Thursday, 1 May 2014

Modi in police trouble as India’s poll nears climax















AHMEDABAD, India: Police opened an investigation against Hindu nationalist Narendra Modi, tipped to be India’s next prime minister, after he flashed his party’s symbol and made a speech in a violation of election rules after he cast his ballot.

About 139 million people were registered to vote in the eighth round of a marathon contest pitting Modi against the ruling Congress party, led by the Nehru-Gandhi dynasty. Results are due on May 16. Voting in his home state of Gujarat, the opposition leader, whose pro-business policies have delighted investors, brandished a white cut-out of a lotus flower and made a scathing speech against Congress heavyweights - taunting them for shying away from the fight.

“The prime minister himself is not fighting the election. The finance minister is not fighting the election. All its top leaders have run away,” Modi said to cheers from a crowd at the polling station in the state’s largest city, Ahmedabad.

He snapped a “selfie” of the lotus and his finger painted with ink after voting, and posted the photograph on Twitter. Election rules say politicians must not make public rallies or use media to “display to the public any election matter” within 48 hours of an election.

Gujarat police chief PC Thakur said a preliminary case was launched against Modi at the request of the election commission. “The Ahmedabad crime branch has begun investigations,” he said. The maximum punishment for violating the rule is two years imprisonment, although Modi is unlikely to be charged.

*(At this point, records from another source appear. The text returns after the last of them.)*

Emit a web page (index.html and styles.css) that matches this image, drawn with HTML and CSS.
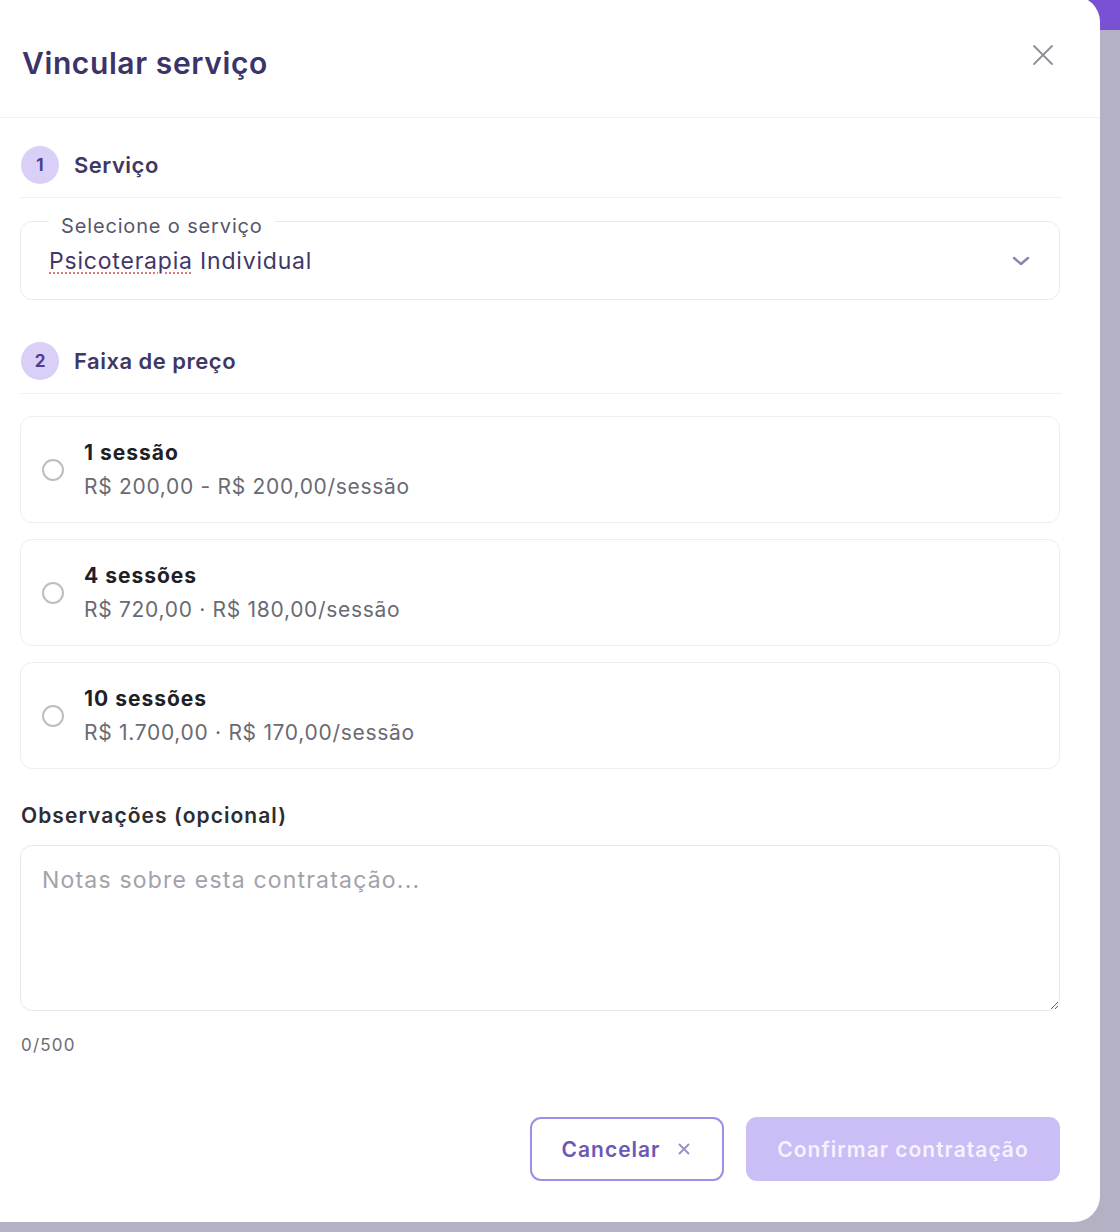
FILE: index.html
```html
<!DOCTYPE html>
<html lang="pt-BR">
<head>
<meta charset="utf-8">
<title>Vincular serviço</title>
<link rel="stylesheet" href="styles.css">
</head>
<body>
<div class="modal">
  <header class="modal-header">
    <h1 class="modal-title">Vincular serviço</h1>
    <button class="close-btn" aria-label="Fechar">
      <svg width="22" height="22" viewBox="0 0 22 22"><path d="M2 2L20 20M20 2L2 20" stroke="#8e8e96" stroke-width="1.8" stroke-linecap="round" fill="none"/></svg>
    </button>
  </header>

  <section class="step">
    <div class="step-head">
      <span class="step-num">1</span>
      <span class="step-label">Serviço</span>
    </div>
    <div class="select">
      <span class="select-label">Selecione o serviço</span>
      <span class="select-value"><span class="spell">Psicoterapia</span> Individual</span>
      <svg class="chevron" width="22" height="14" viewBox="0 0 22 14"><path d="M4 4L11 10L18 4" stroke="#8a82b4" stroke-width="2.4" stroke-linecap="round" stroke-linejoin="round" fill="none"/></svg>
    </div>
  </section>

  <section class="step step-2">
    <div class="step-head">
      <span class="step-num">2</span>
      <span class="step-label">Faixa de preço</span>
    </div>
    <div class="options">
      <label class="option">
        <span class="radio"></span>
        <span class="option-text">
          <span class="option-title">1 sessão</span>
          <span class="option-price">R$ 200,00 - R$ 200,00/sessão</span>
        </span>
      </label>
      <label class="option">
        <span class="radio"></span>
        <span class="option-text">
          <span class="option-title">4 sessões</span>
          <span class="option-price">R$ 720,00 · R$ 180,00/sessão</span>
        </span>
      </label>
      <label class="option">
        <span class="radio"></span>
        <span class="option-text">
          <span class="option-title">10 sessões</span>
          <span class="option-price">R$ 1.700,00 · R$ 170,00/sessão</span>
        </span>
      </label>
    </div>
  </section>

  <section class="notes">
    <div class="notes-label">Observações (opcional)</div>
    <textarea class="notes-input" placeholder="Notas sobre esta contratação..."></textarea>
    <div class="counter">0/500</div>
  </section>

  <footer class="modal-footer">
    <button class="btn btn-cancel">Cancelar
      <svg width="16" height="16" viewBox="0 0 16 16"><path d="M3.5 3.5L12.5 12.5M12.5 3.5L3.5 12.5" stroke="#9b90c8" stroke-width="2" stroke-linecap="round" fill="none"/></svg>
    </button>
    <button class="btn btn-confirm" disabled>Confirmar contratação</button>
  </footer>
</div>
</body>
</html>
```

FILE: styles.css
```css
* { box-sizing: border-box; }

html, body {
  margin: 0;
  padding: 0;
  height: 1232px;
  overflow: hidden;
}

body {
  background: linear-gradient(to bottom, #7a50d4 0, #7a50d4 30px, #b4b1c5 30px);
  font-family: Inter, "Liberation Sans", sans-serif;
}

.modal {
  width: 1120px;
  height: 1226px;
  margin: -4px 0 0 -20px;
  padding: 0 40px 0 40px;
  background: #ffffff;
  border-radius: 0 26px 26px 0;
  display: flex;
  flex-direction: column;
}

.modal-header {
  height: 122px;
  flex: none;
  display: flex;
  align-items: flex-start;
  justify-content: space-between;
  border-bottom: 1px solid #f3f2f6;
  margin: 0 -40px 0 -40px;
  padding: 0 46px 0 42px;
}

.modal-title {
  margin: 45px 0 0 0;
  font-size: 30px;
  line-height: 44px;
  font-weight: 600;
  color: #3c3468;
  letter-spacing: 0.6px;
}

.close-btn {
  margin-top: 48px;
  padding: 0;
  border: none;
  background: none;
  width: 22px;
  height: 22px;
}

.close-btn svg { display: block; }

.step-head {
  display: flex;
  align-items: center;
  gap: 15px;
  padding: 28px 0 13px 1px;
  border-bottom: 1px solid #f1f0f4;
  margin-right: -2px;
}

.step-num {
  width: 38px;
  height: 38px;
  border-radius: 50%;
  background: #dacff7;
  color: #4c3e8e;
  font-size: 17px;
  font-weight: 700;
  display: flex;
  align-items: center;
  justify-content: center;
}

.step-label {
  font-size: 22px;
  font-weight: 600;
  color: #3e3862;
  letter-spacing: 0.5px;
}

.select {
  position: relative;
  margin-top: 23px;
  height: 79px;
  border: 1.5px solid #ebebef;
  border-radius: 12px;
  display: flex;
  align-items: center;
  padding: 0 27px 0 28px;
}

.select-label {
  position: absolute;
  left: 28px;
  top: -9px;
  padding: 0 12px;
  background: #ffffff;
  font-size: 20px;
  line-height: 26px;
  letter-spacing: 0.85px;
  color: #57566a;
}

.select-value {
  flex: 1;
  font-size: 23px;
  letter-spacing: 0.8px;
  color: #3f3868;
}

.spell {
  text-decoration: underline dotted #e07a7a;
  text-decoration-thickness: 1.5px;
  text-underline-offset: 4px;
}

.chevron { display: block; }

.step-2 { margin-top: 14px; }

.options {
  margin-top: 22px;
  display: flex;
  flex-direction: column;
  gap: 16px;
}

.option {
  height: 107px;
  border: 1.5px solid #eeeef2;
  border-radius: 12px;
  display: flex;
  align-items: center;
  gap: 20px;
  padding-left: 21px;
}

.radio {
  width: 22px;
  height: 22px;
  border-radius: 50%;
  border: 2px solid #bdbdc3;
  flex: none;
}

.option-text {
  display: flex;
  flex-direction: column;
  gap: 7px;
}

.option-title {
  font-size: 21px;
  line-height: 27px;
  font-weight: 700;
  letter-spacing: 1px;
  color: #1f1f26;
}

.option-price {
  font-size: 21px;
  line-height: 27px;
  letter-spacing: 0.7px;
  color: #6a6a74;
}

.notes { margin-top: 33px; }

.notes-label {
  font-size: 21px;
  line-height: 28px;
  font-weight: 600;
  letter-spacing: 1.05px;
  color: #2c2c33;
  padding-left: 1px;
}

.notes-input {
  display: block;
  margin-top: 15px;
  width: 100%;
  height: 166px;
  border: 1.5px solid #e8e8ec;
  border-radius: 12px;
  padding: 20px 21px;
  font-family: Inter, "Liberation Sans", sans-serif;
  font-size: 23px;
  letter-spacing: 1.2px;
  color: #333;
  resize: vertical;
  outline: none;
}

.notes-input::placeholder { color: #a2a2aa; }

.counter {
  margin-top: 24px;
  font-size: 17px;
  letter-spacing: 1.2px;
  color: #6d6d77;
  padding-left: 1px;
}

.modal-footer {
  margin-top: auto;
  margin-bottom: 41px;
  display: flex;
  justify-content: flex-end;
  gap: 22px;
}

.btn {
  height: 64px;
  border-radius: 11px;
  font-family: Inter, "Liberation Sans", sans-serif;
  font-size: 21px;
  font-weight: 600;
  letter-spacing: 1px;
  display: flex;
  align-items: center;
  justify-content: center;
}

.btn-cancel {
  width: 194px;
  background: #ffffff;
  border: 2px solid #a28ce8;
  color: #6a58b6;
  gap: 16px;
}

.btn-cancel svg { display: block; }

.btn-confirm {
  width: 314px;
  background: #cbbdf6;
  border: none;
  color: #f6f2ff;
}
```
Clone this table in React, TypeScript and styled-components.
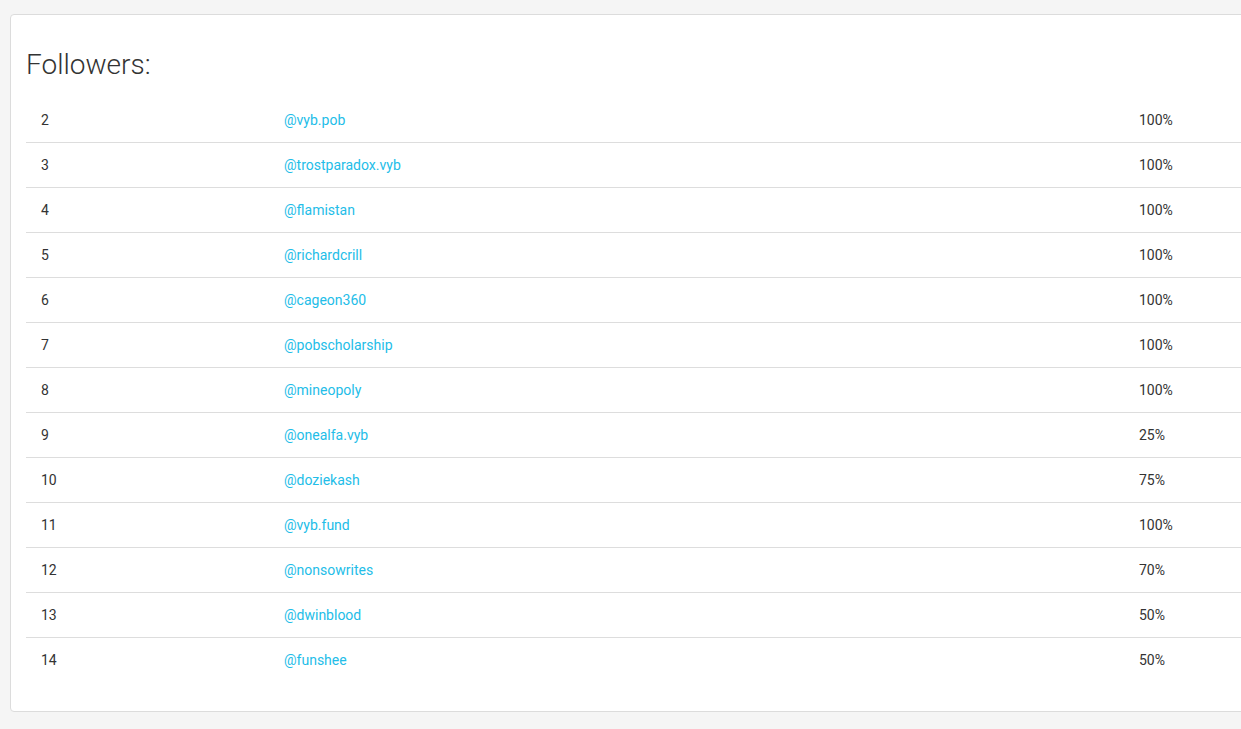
import React from 'react';
import styled, { createGlobalStyle } from 'styled-components';

const followers: [number, string, string][] = [
  [2, '@vyb.pob', '100%'],
  [3, '@trostparadox.vyb', '100%'],
  [4, '@flamistan', '100%'],
  [5, '@richardcrill', '100%'],
  [6, '@cageon360', '100%'],
  [7, '@pobscholarship', '100%'],
  [8, '@mineopoly', '100%'],
  [9, '@onealfa.vyb', '25%'],
  [10, '@doziekash', '75%'],
  [11, '@vyb.fund', '100%'],
  [12, '@nonsowrites', '70%'],
  [13, '@dwinblood', '50%'],
  [14, '@funshee', '50%'],
];

const GlobalStyle = createGlobalStyle`
  html, body {
    margin: 0;
    background: #f5f5f5;
    font-family: Roboto, 'Liberation Sans', sans-serif;
    color: #333;
    overflow: hidden;
  }
`;

const Page = styled.div`
  padding: 14px 0 0 10px;
  height: 729px;
  box-sizing: border-box;
`;

const Card = styled.div`
  width: 1260px;
  height: 698px;
  box-sizing: border-box;
  background: #fff;
  border: 1px solid #dcdcdc;
  border-radius: 4px;
  padding: 32px 15px 0 15px;
`;

const Title = styled.h3`
  margin: 0 0 15px 0;
  font-size: 28px;
  font-weight: 300;
  line-height: 36px;
  color: #333;
`;

const Row = styled.div`
  display: grid;
  grid-template-columns: 258px 855px 1fr;
  height: 45px;
  align-items: center;
  font-size: 14px;
  line-height: 20px;
  box-sizing: border-box;
  border-top: 1px solid #ddd;
  &:first-of-type {
    border-top: none;
    height: 44px;
  }
`;

const Cell = styled.div`
  padding-left: 15px;
`;

const Handle = styled.a`
  color: #23bde8;
  text-decoration: none;
`;

export default function App() {
  return (
    <Page>
      <GlobalStyle />
      <Card>
        <Title>Followers:</Title>
        <div>
          {followers.map(([n, handle, pct]) => (
            <Row key={n}>
              <Cell>{n}</Cell>
              <div>
                <Handle href="#">{handle}</Handle>
              </div>
              <div>{pct}</div>
            </Row>
          ))}
        </div>
      </Card>
    </Page>
  );
}
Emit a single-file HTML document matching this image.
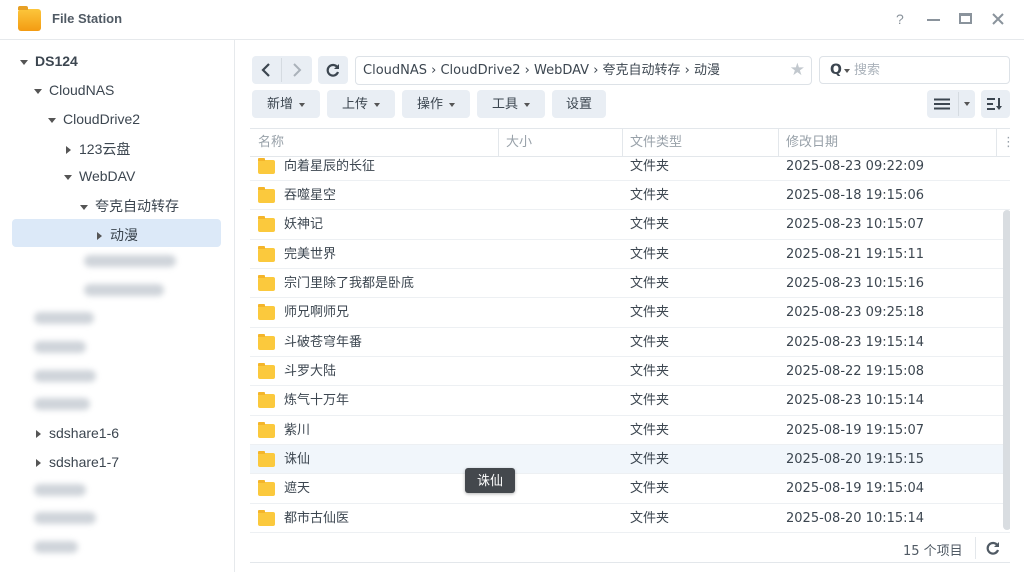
<!DOCTYPE html>
<html><head><meta charset="utf-8"><style>
*{margin:0;padding:0;box-sizing:border-box}
body{width:1024px;height:572px;overflow:hidden;background:#fff;font-family:"Liberation Sans","Noto Sans CJK SC",sans-serif;color:#505a64;position:relative}
.abs{position:absolute}
.dv{font-family:"DejaVu Sans","Noto Sans CJK SC",sans-serif}
.title{left:0;top:0;width:1024px;height:40px;border-bottom:1px solid #e6e9ec}
.side{left:0;top:40px;width:235px;height:532px;border-right:1px solid #e6e9ec}
.tr{position:absolute;font-size:14px;color:#3c4650;white-space:nowrap}
.tri{display:inline-block;width:0;height:0;border-left:4px solid transparent;border-right:4px solid transparent;border-top:5px solid #555;margin-right:7px;vertical-align:middle}
.trr{display:inline-block;width:0;height:0;border-top:4px solid transparent;border-bottom:4px solid transparent;border-left:5px solid #555;margin-right:8px;vertical-align:middle}
.blur{position:absolute;height:12px;background:#cfd4da;border-radius:6px;filter:blur(3px)}
.btn{position:absolute;height:28px;background:#e9eef4;border-radius:4px;font-size:13px;color:#3c4650;text-align:center;line-height:28px}
.car{display:inline-block;border-left:3px solid transparent;border-right:3px solid transparent;border-top:4px solid #555;vertical-align:middle;margin-left:6px}
.row{position:absolute;left:250px;width:760px;height:29.33px;border-bottom:1px solid #edf0f3;font-size:13px;color:#3c4650;line-height:29px}
.row span{position:absolute}
.fold{position:absolute;left:8px;top:8px;width:17px;height:14px;background:#fbc93d;border-radius:2px}
.fold:before{content:"";position:absolute;left:0;top:-2px;width:7px;height:3px;background:#f4b52a;border-radius:1px 1px 0 0}
</style></head><body>
<div class="abs title">
 <div class="abs" style="left:18px;top:9px;width:23px;height:22px;background:linear-gradient(#fcc63c,#f39b12);border-radius:3px"></div>
 <div class="abs" style="left:18px;top:6px;width:10px;height:4px;background:#e7a024;border-radius:2px 2px 0 0"></div>
 <div class="abs" style="left:52px;top:11px;font-size:13px;font-weight:bold;color:#505a64">File Station</div>
 <div class="abs" style="left:896px;top:11px;font-size:14px;color:#8a939c">?</div>
 <div class="abs" style="left:927px;top:19px;width:13px;height:2px;background:#8a939c"></div>
 <div class="abs" style="left:959px;top:13px;width:13px;height:11px;border:2px solid #8a939c;border-top-width:3px"></div>
 <svg class="abs" style="left:992px;top:13px" width="12" height="12"><path d="M1 1L11 11M11 1L1 11" stroke="#8a939c" stroke-width="2"/></svg>
</div>
<div class="abs side">
 <div class="tr" style="left:20px;top:13px;font-weight:bold;font-size:14px"><span class="tri"></span>DS124</div>
 <div class="tr" style="left:34px;top:42px"><span class="tri"></span>CloudNAS</div>
 <div class="tr" style="left:48px;top:71px"><span class="tri"></span>CloudDrive2</div>
 <div class="tr" style="left:66px;top:99px"><span class="trr"></span>123云盘</div>
 <div class="tr" style="left:64px;top:128px"><span class="tri"></span>WebDAV</div>
 <div class="tr" style="left:80px;top:156px"><span class="tri"></span>夸克自动转存</div>
 <div class="abs" style="left:12px;top:179px;width:209px;height:28px;background:#dce9f8;border-radius:4px"></div>
 <div class="tr" style="left:97px;top:185px"><span class="trr"></span>动漫</div>
 <div class="blur" style="left:84px;top:215px;width:92px"></div>
 <div class="blur" style="left:84px;top:244px;width:80px"></div>
 <div class="blur" style="left:34px;top:272px;width:60px"></div>
 <div class="blur" style="left:34px;top:301px;width:52px"></div>
 <div class="blur" style="left:34px;top:330px;width:62px"></div>
 <div class="blur" style="left:34px;top:358px;width:56px"></div>
 <div class="tr" style="left:36px;top:385px"><span class="trr"></span>sdshare1-6</div>
 <div class="tr" style="left:36px;top:414px"><span class="trr"></span>sdshare1-7</div>
 <div class="blur" style="left:34px;top:444px;width:52px"></div>
 <div class="blur" style="left:34px;top:472px;width:62px"></div>
 <div class="blur" style="left:34px;top:501px;width:44px"></div>
</div>
<div class="btn" style="left:252px;top:56px;width:60px;"></div>
<div class="abs" style="left:281px;top:58px;width:1px;height:24px;background:#d5dbe1"></div>
<svg class="abs" style="left:260px;top:63px" width="12" height="14"><path d="M9 1L3 7L9 13" fill="none" stroke="#3c4650" stroke-width="2.2"/></svg>
<svg class="abs" style="left:291px;top:63px" width="12" height="14"><path d="M3 1L9 7L3 13" fill="none" stroke="#aab2ba" stroke-width="2"/></svg>
<div class="btn" style="left:318px;top:56px;width:30px"></div>
<svg class="abs" style="left:326px;top:63px" width="14" height="14"><path d="M11.5 4.5A5.3 5.3 0 1 0 12 9" fill="none" stroke="#3c4650" stroke-width="2.2"/><path d="M13 1V6H8Z" fill="#3c4650"/></svg>
<div class="abs dv" style="left:355px;top:56px;width:457px;height:29px;border:1px solid #dde2e7;border-radius:4px;font-size:13px;color:#3c4650;line-height:27px;padding-left:7px;white-space:nowrap">CloudNAS › CloudDrive2 › WebDAV › 夸克自动转存 › 动漫<span style="position:absolute;right:6px;top:0;color:#c2c8ce;font-size:17px">★</span></div>
<div class="abs dv" style="left:819px;top:56px;width:191px;height:28px;border:1px solid #dde2e7;border-radius:4px;font-size:13px;color:#aab2ba;line-height:26px;padding-left:10px"><b style="color:#3c4650;font-size:14px">Q</b><span class="car" style="margin-left:2px"></span> 搜索</div>
<div class="btn" style="left:252px;top:90px;width:68px">新增<span class="car"></span></div>
<div class="btn" style="left:327px;top:90px;width:68px">上传<span class="car"></span></div>
<div class="btn" style="left:402px;top:90px;width:68px">操作<span class="car"></span></div>
<div class="btn" style="left:477px;top:90px;width:68px">工具<span class="car"></span></div>
<div class="btn" style="left:552px;top:90px;width:54px">设置</div>
<div class="btn" style="left:927px;top:90px;width:48px"></div>
<svg class="abs" style="left:934px;top:98px" width="16" height="12"><path d="M0 1.5H16M0 6H16M0 10.5H16" stroke="#3c4650" stroke-width="2"/></svg>
<div class="abs" style="left:958px;top:92px;width:1px;height:24px;background:#d5dbe1"></div>
<span class="car abs" style="left:958px;top:102px"></span>
<div class="btn" style="left:981px;top:90px;width:29px"></div>
<svg class="abs" style="left:987px;top:97px" width="17" height="14"><path d="M0 2H8M0 7H6M0 12H8" stroke="#3c4650" stroke-width="2"/><path d="M12 1V10" stroke="#3c4650" stroke-width="2"/><path d="M9 9H15L12 13Z" fill="#3c4650"/></svg>
<div class="abs dv" style="left:250px;top:128px;width:760px;height:29px;border-top:1px solid #e3e7eb;border-bottom:1px solid #e3e7eb;font-size:13px;color:#98a1a9;line-height:28px">
 <span class="abs" style="left:8px">名称</span><span class="abs" style="left:248px;top:0;width:1px;height:28px;background:#e3e7eb"></span>
 <span class="abs" style="left:256px">大小</span><span class="abs" style="left:372px;top:0;width:1px;height:28px;background:#e3e7eb"></span>
 <span class="abs" style="left:380px">文件类型</span><span class="abs" style="left:528px;top:0;width:1px;height:28px;background:#e3e7eb"></span>
 <span class="abs" style="left:536px">修改日期</span><span class="abs" style="left:746px;top:0;width:1px;height:28px;background:#e3e7eb"></span>
 <span class="abs" style="left:752px">⋮</span>
</div>
<div class="abs dv" style="left:250px;top:157px;width:760px;height:376px;overflow:hidden">
<div style="position:relative;top:-5.3px">
<div class="row" style="left:0;top:0"><i class="fold"></i><span style="left:34px">向着星辰的长征</span><span style="left:380px">文件夹</span><span style="left:536px">2025-08-23 09:22:09</span></div>
<div class="row" style="left:0;top:29.33px"><i class="fold"></i><span style="left:34px">吞噬星空</span><span style="left:380px">文件夹</span><span style="left:536px">2025-08-18 19:15:06</span></div>
<div class="row" style="left:0;top:58.67px"><i class="fold"></i><span style="left:34px">妖神记</span><span style="left:380px">文件夹</span><span style="left:536px">2025-08-23 10:15:07</span></div>
<div class="row" style="left:0;top:88px"><i class="fold"></i><span style="left:34px">完美世界</span><span style="left:380px">文件夹</span><span style="left:536px">2025-08-21 19:15:11</span></div>
<div class="row" style="left:0;top:117.33px"><i class="fold"></i><span style="left:34px">宗门里除了我都是卧底</span><span style="left:380px">文件夹</span><span style="left:536px">2025-08-23 10:15:16</span></div>
<div class="row" style="left:0;top:146.67px"><i class="fold"></i><span style="left:34px">师兄啊师兄</span><span style="left:380px">文件夹</span><span style="left:536px">2025-08-23 09:25:18</span></div>
<div class="row" style="left:0;top:176px"><i class="fold"></i><span style="left:34px">斗破苍穹年番</span><span style="left:380px">文件夹</span><span style="left:536px">2025-08-23 19:15:14</span></div>
<div class="row" style="left:0;top:205.33px"><i class="fold"></i><span style="left:34px">斗罗大陆</span><span style="left:380px">文件夹</span><span style="left:536px">2025-08-22 19:15:08</span></div>
<div class="row" style="left:0;top:234.67px"><i class="fold"></i><span style="left:34px">炼气十万年</span><span style="left:380px">文件夹</span><span style="left:536px">2025-08-23 10:15:14</span></div>
<div class="row" style="left:0;top:264px"><i class="fold"></i><span style="left:34px">紫川</span><span style="left:380px">文件夹</span><span style="left:536px">2025-08-19 19:15:07</span></div>
<div class="row" style="left:0;top:293.33px;background:#f1f6fb"><i class="fold"></i><span style="left:34px">诛仙</span><span style="left:380px">文件夹</span><span style="left:536px">2025-08-20 19:15:15</span></div>
<div class="row" style="left:0;top:322.67px"><i class="fold"></i><span style="left:34px">遮天</span><span style="left:380px">文件夹</span><span style="left:536px">2025-08-19 19:15:04</span></div>
<div class="row" style="left:0;top:352px"><i class="fold"></i><span style="left:34px">都市古仙医</span><span style="left:380px">文件夹</span><span style="left:536px">2025-08-20 10:15:14</span></div>
</div>
<div class="abs" style="left:753px;top:53px;width:8px;height:320px;background:#d9dde1;border-radius:4px"></div>
</div>
<div class="abs" style="left:465px;top:468px;width:50px;height:25px;background:#44484d;border-radius:3px;color:#fff;font-size:13px;line-height:25px;text-align:center;box-shadow:0 1px 3px rgba(0,0,0,.3)">诛仙</div>
<div class="abs dv" style="left:903px;top:540px;font-size:13px;color:#505a64">15 个项目</div>
<div class="abs" style="left:975px;top:537px;width:1px;height:22px;background:#e3e7eb"></div>
<svg class="abs" style="left:986px;top:541px" width="14" height="14"><path d="M11.5 4.5A5.3 5.3 0 1 0 12 9" fill="none" stroke="#505a64" stroke-width="2.2"/><path d="M13 1V6H8Z" fill="#505a64"/></svg>
<div class="abs" style="left:250px;top:562px;width:760px;height:1px;background:#e3e7eb"></div>
</body></html>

Politicians in India routinely face criminal cases that rarely reach the courts. Standing in both the Gujarat town of Vadodara and the holy city of Varanasi, Modi has shaken up Indian politics with a campaign that has combined a social media blitz with up to five rallies a day. The 63-year-old has even appeared as a hologram campaigning in remote hamlets. Turnout in Gujarat was 62 percent on Wednesday, according to the election commission, a sharp rise on the state’s tally of 48 percent in the last general election in 2009.